Composition–property relationships of choline based eutectic solvents: impact of the hydrogen bond donor and CO2 saturation

Abstract

Eutectic solvents are tunable for targeted applications through the functional groups in their hydrogen bond acceptor (HBA) and hydrogen bond donor (HBD) components, as well as the HBA : HBD composition ratio. This study examines the properties of choline-based eutectics containing imidazole, phenol, pyrrole-2-carbonitrile, and 1,2,4-triazole HBAs, and ethylene glycol, 1,2-propylene glycol, and ethanolamine HBDs. The viscosity, conductivity, degree of hydrogen bonding, thermal stability, and solvatochromic properties are examined as a function of HBA, HBD, and the composition. These studies revealed a predominant dependence of physical properties on the HBD and determined that the strong hydrogen bonding in phenol and imidazole-based systems lead to higher viscosities and lower conductivities – critical parameters for CO₂ capture and electrochemical conversion. The developed eutectic solvents were further evaluated in terms of their CO₂ capture capacities and electrochemical stabilities. Solvatochromic properties were found to correlate with CO₂ capacities, demonstrating the tunability of these solvents for CO₂ capture.

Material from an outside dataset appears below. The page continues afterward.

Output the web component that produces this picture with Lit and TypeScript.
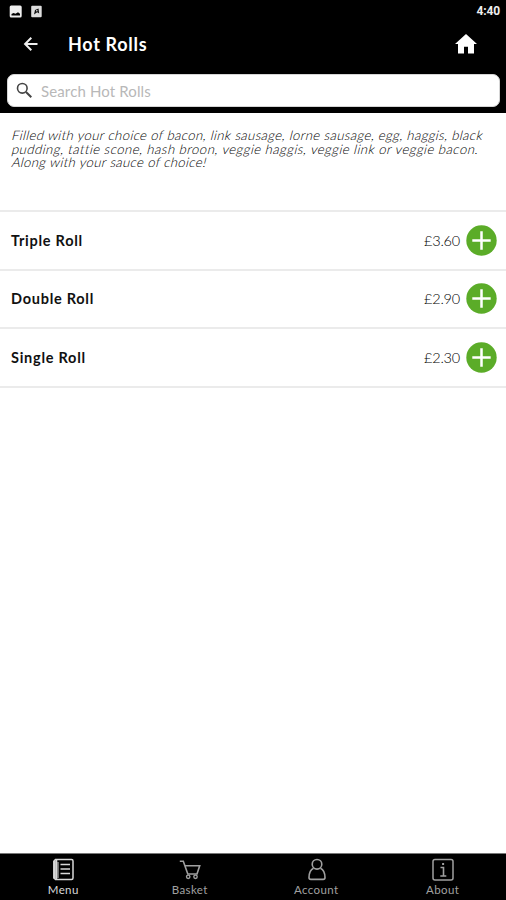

The quantitative structure–property relationship (QSPR) analysis demonstrated the ability to predict viscosities and CO₂ capture capacities (<25% deviation) through a multi linear regression method utilizing five molecular descriptors. This work highlights the role of functionalized HBAs and HBDs in the physical, thermal, and electrochemical properties of eutectic solvents as they relate to CO₂ capture and electrochemical processes.